Hania
Szczęście – pojęcie bliżej nieokreślone, różnie definiowane i często tak odlegle dla zwykłego człowieka. Tak niegdyś je opisywałam. Odkąd pamiętam pragnęłam dążyć do tego by być szczęśliwą osobą. Szukałam w wielu miejscach: w hałasie, używkach, poczuciu samowystarczalności – bezskutecznie.
Pewnego dnia odkryłam, że mogę osiągnąć ten stan tylko wtedy jak bliżej poznam Boga. W życiu jednak zazwyczaj jest tak, że gdy odkryjemy dobrą prawdę za chwile pojawia się milion myśli, pytań i wątpliwości, które starają się ją podważyć. Zrodziły się zatem i w moim sercu pytania i wątpliwości: Ale gdzie go szukać? Czy ja, jako niedoskonały człowiek jestem godna by w ogóle o nim mówić? Przecież nie dam rady się zmienić, za późno. Kiedy moje serce targane było przez brak nadziei i pesymizm, Bóg uspokoił je i pozwolił zrozumieć, że:
„Tak więc, jeśli ktoś jest w Chrystusie, nowym jest stworzeniem; stare przeminęło, oto wszystko stało się nowe.”
II Kor. 5, 17
To wspaniale uczucie zostać obmytym z grzechów. Lekkość powoduje, że unosisz się ponad ziemią. Czułam, że Bóg (który nie raz działał w moim życiu) teraz naprawdę mnie przytulił swoją łaską. Wiedziałam, że samej trudno mi będzie trwać w wierze, zdawałam sobie sprawę także z tego, że entuzjazm może mnie wkrótce opuścić a codzienność skutecznie rozczarować. Zaczęłam szukać wspólnoty, która podobnie jak ja chciała płynąć pod prąd w rzece niedoskonałości dzisiejszych czasów. Poszukiwania rozpoczęłam wraz z moją przyjaciółką, którą w owym czasie Bóg też mocno przytulił. We dwie było nam raźniej. Wychowana zostałam w tradycji Kościoła Katolickiego. Niestety mimo moich wcześniejszych poszukiwań nie spotkałam duszpasterza, który pomógłby mi się rozwijać duchowo. Czułam, że Bóg wybrał dla mnie inny sposób na to by łatwiej mi było przy Nim trwać. Po trzymiesięcznych poszukiwaniach w lutym 2007 roku trafiłam do K5N. W maju 2007 roku przyjęłam Chrzest deklarując tym samym chęć zjednoczenia się z Chrystusem. To była najlepsza decyzja jaką podjęłam w życiu. Nie wyobrażam sobie teraz życia bez Jezusa. Moje pierwsze prawdziwe kontakty z Ojcem przebiegały dwupoziomowo: funkcjonowałam we wspólnocie K5N a poza tym starałam się budować swoje relacje z Bogiem na porządnym fundamencie – Słowie Bożym. Biblię czytałam już znacznie wcześniej, lecz wtedy koncentrowałam się na szczegółach a zapominałam o wchłanianiu prawd ogólnych, które prowadzą do Stwórcy. Po nawróceniu zaczęłam czytać Słowo prawdziwie to znaczy w połączeniu z modlitwą. Rozmowy z Bogiem są dla mnie jak powietrze, po prostu nie umiem już bez nich żyć.

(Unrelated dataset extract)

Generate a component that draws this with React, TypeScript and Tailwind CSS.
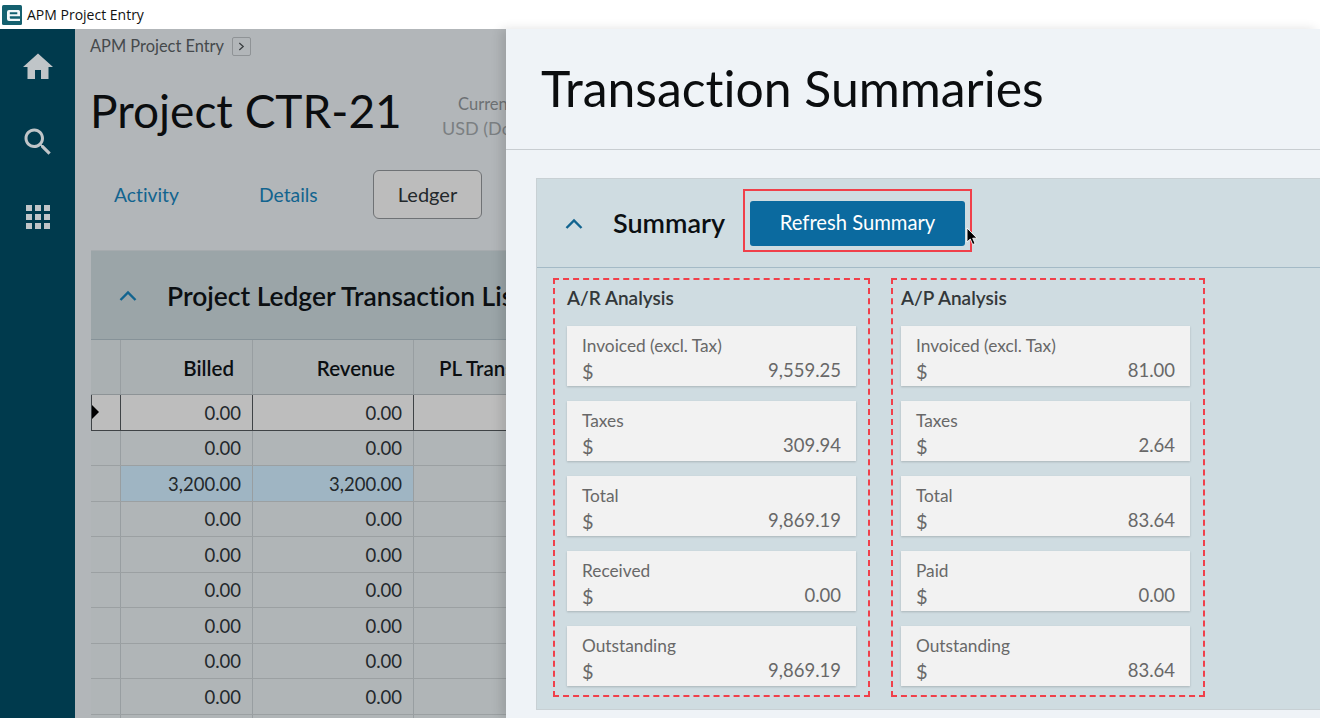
const HomeIcon = () => (
  <svg viewBox="0 0 24 24" className="w-[36px] h-[36px] fill-[#c0c5c8]"><path d="M10 20v-6h4v6h5v-8h3L12 3 2 12h3v8z" /></svg>
);
const SearchIcon = () => (
  <svg viewBox="0 0 24 24" className="w-[36px] h-[36px] fill-[#c0c5c8]"><path d="M15.5 14h-.79l-.28-.27C15.41 12.59 16 11.11 16 9.5 16 5.91 13.09 3 9.5 3S3 5.91 3 9.5 5.91 16 9.5 16c1.61 0 3.09-.59 4.23-1.57l.27.28v.79l5 4.99L20.49 19l-4.99-5zm-6 0C7.01 14 5 11.99 5 9.5S7.01 5 9.5 5 14 7.01 14 9.5 11.99 14 9.5 14z" /></svg>
);
const GridIcon = () => (
  <div className="grid grid-cols-3 gap-[3px] w-[24px]">
    {Array.from({ length: 9 }).map((_, i) => (
      <div key={i} className="w-[6px] h-[6px] bg-[#c0c5c8]" />
    ))}
  </div>
);
const Logo = () => (
  <svg viewBox="0 0 20 20" className="w-[20px] h-[20px] shrink-0">
    <rect width="20" height="20" rx="1.5" fill="#14606f" />
    <path fillRule="evenodd" d="M7 5h9.5A1.5 1.5 0 0 1 18 6.5v4.8H7.8v1.5a.9.9 0 0 0 .9.9H18V16H7a2 2 0 0 1-2-2V7a2 2 0 0 1 2-2zM7.8 7.2v2h7.5v-2z" fill="#f4f8f9" />
  </svg>
);
const Chevron = ({ cls }: { cls: string }) => (
  <svg viewBox="0 0 18 11" className="w-[18px] h-[11px] fill-none shrink-0" stroke={cls} strokeWidth="2.4"><path d="M1.5 10 9 2.5 16.5 10" /></svg>
);

const rows = ["0.00", "0.00", "3,200.00", "0.00", "0.00", "0.00", "0.00", "0.00", "0.00", "0.00"];

function Table() {
  return (
    <div className="w-[431px] text-[#23282b]">
      <div className="flex h-[55px] bg-[#aab0b2] text-[20.5px] font-semibold text-[#0b0f12] border-b border-[#8d9396]">
        <div className="w-[30px] border-r border-[#989ea1]" />
        <div className="w-[132px] border-r border-[#989ea1] flex items-center justify-end pr-[18px] pt-[2px]">Billed</div>
        <div className="w-[161px] border-r border-[#989ea1] flex items-center justify-end pr-[18px] pt-[2px]">Revenue</div>
        <div className="flex-1 flex items-center pl-[25px] pt-[2px] whitespace-nowrap overflow-hidden">PL Trans</div>
      </div>
      {rows.map((r, i) => {
        const sel = i === 0;
        const blue = i === 2;
        return (
          <div key={i} className={`flex h-[35.5px] text-[18.5px] border-b ${sel ? "bg-[#bdbdbd] border-[#3f4346]" : "bg-[#b0b5b7] border-[#9ba0a2]"}`}>
            <div className={`w-[30px] border-r flex items-center ${sel ? "border-[#3f4346] border-l" : "border-[#989ea1]"}`}>
              {sel && <div className="w-0 h-0 border-y-[7px] border-y-transparent border-l-[7px] border-l-black" />}
            </div>
            <div className={`w-[132px] border-r flex items-center justify-end pr-[11px] pt-[3px] ${sel ? "border-[#3f4346]" : "border-[#989ea1]"} ${blue ? "bg-[#9fb5c3]" : ""}`}>{r}</div>
            <div className={`w-[161px] border-r flex items-center justify-end pr-[11px] pt-[3px] ${sel ? "border-[#3f4346]" : "border-[#989ea1]"} ${blue ? "bg-[#9fb5c3]" : ""}`}>{r}</div>
            <div className="flex-1" />
          </div>
        );
      })}
    </div>
  );
}

function Card({ label, value }: { label: string; value: string }) {
  return (
    <div className="w-[289px] h-[60px] bg-[#f2f2f2] shadow-[0_1px_2px_rgba(0,0,0,0.18)] px-[15px] pt-[8px] text-[#686868] text-[17.3px] leading-[23px]">
      <div>{label}</div>
      <div className="flex justify-between items-start leading-[23px] mt-[3px]">
        <span className="text-[20px]">$</span>
        <span className="text-[18.5px] leading-[21px]">{value}</span>
      </div>
    </div>
  );
}

function Analysis({ title, items, cls }: { title: string; items: [string, string][]; cls: string }) {
  return (
    <div className={`border-2 border-dashed border-[#f0404a] h-[419px] ${cls}`}>
      <div className="text-[19px] font-semibold text-[#33383a] mt-[4px] h-[42px] leading-[27px]">{title}</div>
      <div className="flex flex-col gap-[15px]">
        {items.map(([l, v]) => (
          <Card key={l} label={l} value={v} />
        ))}
      </div>
    </div>
  );
}

export default function App() {
  return (
    <div className="w-[1320px] h-[718px] overflow-hidden flex flex-col font-['Lato',sans-serif] [font-variant-ligatures:none] bg-white">
      <div className="h-[29px] shrink-0 bg-white flex items-center pl-[2px] gap-[5px] text-[14px] text-[#111] font-['Open_Sans',sans-serif]">
        <Logo />
        <span>APM Project Entry</span>
      </div>
      <div className="flex flex-1 min-h-0">
        <div className="w-[75px] shrink-0 bg-[#003a4d] flex flex-col items-center pt-[20px]">
          <HomeIcon />
          <div className="mt-[39px]"><SearchIcon /></div>
          <div className="mt-[45px]"><GridIcon /></div>
        </div>
        <div className="w-[431px] shrink-0 bg-[#b2b6b9] overflow-hidden">
          <div className="pl-[15px] w-[700px]">
            <div className="h-[34px] flex items-center gap-[8px] text-[16.4px] text-[#45494c]">
              <span>APM Project Entry</span>
              <span className="w-[19px] h-[19px] rounded-[2px] border border-[#8f9396] flex items-center justify-center">
                <svg viewBox="0 0 8 10" className="w-[7px] h-[9px] fill-none" stroke="#3a3e41" strokeWidth="1.4"><path d="M1.5 1 6 5 1.5 9" /></svg>
              </span>
            </div>
            <div className="flex items-center h-[64px] mt-[16px]">
              <div className="text-[46px] text-[#0b0d0f] leading-none w-[352px]">Project CTR-21</div>
              <div className="flex flex-col items-center text-[#6d7174] mt-[11px]">
                <span className="text-[16.5px] leading-[23px]">Currency</span>
                <span className="text-[18px] leading-[25px] text-[#7b7f82]">USD (Dollar)</span>
              </div>
            </div>
            <div className="flex items-center h-[49px] mt-[27px] text-[19.3px] text-[#12648f]">
              <span className="ml-[24px] w-[145px] pt-[2px]">Activity</span>
              <span className="w-[114px] pt-[2px]">Details</span>
              <span className="w-[109px] h-[49px] rounded-[6px] border border-[#6f7275] bg-[#bcbcbc] text-[#23282b] text-[20px] flex items-center justify-center pb-[2px]">Ledger</span>
            </div>
          </div>
          <div className="ml-[16px] mt-[31px] w-[431px]">
            <div className="h-[90px] bg-[#9ba5a8] border-t border-[#a6abae] border-b border-b-[#869298] flex items-center pl-[28px] gap-[30px] whitespace-nowrap overflow-hidden">
              <Chevron cls="#12648f" />
              <span className="text-[26.4px] font-semibold text-[#0b0f12] pt-[3px]">Project Ledger Transaction List</span>
            </div>
            <Table />
          </div>
        </div>
        <div className="flex-1 bg-[#eff3f7] relative shadow-[-5px_0_10px_rgba(0,0,0,0.12)] flex flex-col">
          <div className="h-[121px] border-b border-[#c8cdd1] flex items-center pl-[35px] pb-[2px] text-[49.9px] text-[#0b0d0f] shrink-0">Transaction Summaries</div>
          <div className="ml-[30px] mt-[28px] h-[532px] bg-[#cfdce1] border border-[#c8d0d4] border-r-0">
            <div className="h-[89px] border-b border-[#a4bac6] flex items-center pl-[28px] relative">
              <Chevron cls="#12648f" />
              <span className="ml-[30px] text-[27px] font-semibold text-[#0b0f12] w-[130px] pt-[1px]">Summary</span>
              <div className="w-[229px] h-[63px] border-2 border-[#f0404a] flex items-start pl-[5px] pt-[10px] -mt-[6px]">
                <div className="w-[215px] h-[45px] rounded-[3px] bg-[#0b6a9f] text-white text-[20.2px] flex items-center justify-center pb-[1px]">Refresh Summary</div>
              </div>
              <svg viewBox="0 0 12 19" className="absolute left-[429px] top-[48px] w-[12px] h-[19px]">
                <path d="M1 1v14l3.3-3 2.4 5.5 2.4-1-2.4-5.3H11z" fill="#000" stroke="#fff" strokeWidth="0.9" />
              </svg>
            </div>
            <div className="flex pl-[16px] pt-[10px] gap-[21px]">
              <Analysis title="A/R Analysis" cls="w-[317px] pl-[12px]" items={[["Invoiced (excl. Tax)", "9,559.25"], ["Taxes", "309.94"], ["Total", "9,869.19"], ["Received", "0.00"], ["Outstanding", "9,869.19"]]} />
              <Analysis title="A/P Analysis" cls="w-[314px] pl-[8px]" items={[["Invoiced (excl. Tax)", "81.00"], ["Taxes", "2.64"], ["Total", "83.64"], ["Paid", "0.00"], ["Outstanding", "83.64"]]} />
            </div>
          </div>
        </div>
      </div>
    </div>
  );
}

Osobie, która jest na etapie życia podobnym do mojego z przed roku chciałabym zaświadczyć, że wybranie Jezusa jako swojego Pana i Przyjaciela jest najwspanialszym momentem w życiu będącym przejawem wolnej woli, którą otrzymaliśmy od Ojca. Czasem sama deklaracja wymaga dużo odwagi, ale Bóg zawsze daje jej tyle ile potrzebujemy. Należy również pamiętać, że deklaracja jest jedynie wstępem do prawdziwego rozwoju duchowego i od nas zależy, na jakim fundamencie zbudujemy swoją wiarę. Ja sama wiem, jako osoba o „trudnym charakterku” ile buntowniczych łez czasem trzeba było wylać aby zaufać wbrew nadziei. Przede mną jeszcze długa droga, podczas której z pewnością będę się potykać o własne niedoskonałości, ale myśl o tym Kto na końcu tej drogi na mnie czeka powoduje, że radośnie zaczynam podskakiwać. Teraz szczęście ma dla mnie zupełnie inne znaczenie:
Bóg = szczęście – Wszechogarniający, Niezdefiniowany i często tak bliski zwykłemu człowiekowi.